Introduction
Land acquisition is a foundational step in retail development projects, shaping the project’s location appeal, commercial viability, and regulatory feasibility. Retail developments—such as shopping centers, standalone stores, and mixed-use commercial hubs—require land that meets specific criteria in terms of accessibility, visibility, consumer density, and zoning. The process involves identifying suitable parcels, performing due diligence, negotiating with sellers or authorities, and ensuring legal and regulatory compliance. A carefully planned land acquisition strategy ensures the long-term success, profitability, and scalability of retail operations in competitive markets.
Site Identification Based on Consumer Access
The first step in land acquisition is identifying locations with strong consumer traffic, including proximity to residential areas, workplaces, and transportation hubs. Retail projects thrive in zones with high footfall and vehicular access. Market studies, demographic data, and trade area analysis guide the selection of high-potential sites. Visibility from main roads and access to public transit are key location advantages.

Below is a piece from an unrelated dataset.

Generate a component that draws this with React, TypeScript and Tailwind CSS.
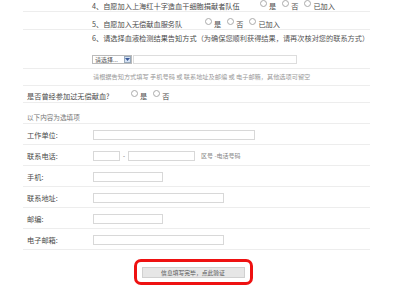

Zoning and Land Use Verification
Before purchasing, developers must verify that the land is zoned for commercial or retail use. If the land is zoned for residential or agricultural use, rezoning applications may be needed, which can delay the project. Compatibility with local planning regulations, master plans, and development control rules must be reviewed to ensure the proposed retail project is permissible and compliant.
Legal Due Diligence and Title Verification
A thorough legal review is essential to confirm that the land has clear title and is free from encumbrances, disputes, or ownership claims. Due diligence includes examining sale deeds, encumbrance certificates, revenue records, and mutation entries. Verifying land boundaries and conducting surveys help avoid future litigation or boundary disputes. Legal advisors ensure the transaction aligns with state and municipal laws.
Land Size and Layout Suitability
Retail developments require land parcels that accommodate parking, loading zones, retail floor area, open spaces, and future expansion. Developers evaluate the plot’s shape, frontage, depth, and topography to ensure efficient design and circulation. Larger developments like malls require integration of anchor tenants and multiple access points, making land geometry a key consideration.
Infrastructure and Utility Access
The selected land must have—or support the provisioning of—basic infrastructure such as water supply, electricity, drainage, and road connectivity. Retail operations depend on uninterrupted utilities and well-developed external infrastructure. Proximity to municipal services and the ability to upgrade or connect to public networks influence feasibility and cost planning.
Environmental and Regulatory Clearances
Depending on the location, environmental assessments may be needed to evaluate flood risk, ecological impact, or soil contamination. Developers must secure environmental clearances if the project exceeds certain area or volume thresholds. Regulatory requirements from fire safety, urban planning, and pollution control departments must also be considered before finalizing acquisition.
Negotiation and Purchase Structuring
Land acquisition may be through direct purchase, long-term lease, land pooling, or joint ventures with landowners. Developers negotiate on price, payment terms, title warranties, and handover conditions. Structuring the deal with appropriate legal safeguards ensures smooth transaction closure. In some cases, phased payments or conditional agreements are used based on project milestones.
Government Land and Allotment Processes
For large-scale or public-oriented retail developments, government land allotments may be available in designated commercial zones. These are subject to bidding, allotment criteria, and compliance obligations. Developers must participate in tender processes and adhere to lease conditions, development timelines, and usage restrictions prescribed by the government authority.
Land Assembly and Aggregation
In urban areas with fragmented landholdings, developers may need to acquire multiple adjoining parcels to form a suitable site. This process involves assembling land from multiple owners, resolving access rights, and consolidating documentation. Land assembly requires careful coordination, community engagement, and often a longer timeline to achieve development readiness.
Financial and Risk Assessment
Before acquisition, developers assess the financial viability of the land investment in relation to projected rental yields, footfall potential, and construction costs. Sensitivity analysis, feasibility studies, and capital planning help ensure that the acquisition aligns with the retail project’s return expectations. Acquisition risk is mitigated through legal safeguards and market analysis.
Conclusion
Land acquisition for retail development projects is a strategic, multi-step process that requires market insight, legal diligence, and development foresight. From identifying high-traffic sites to securing legal title and regulatory approvals, every stage directly impacts project feasibility and commercial success. A well-executed land acquisition ensures the retail development is positioned for profitability, scalability, and long-term operational stability.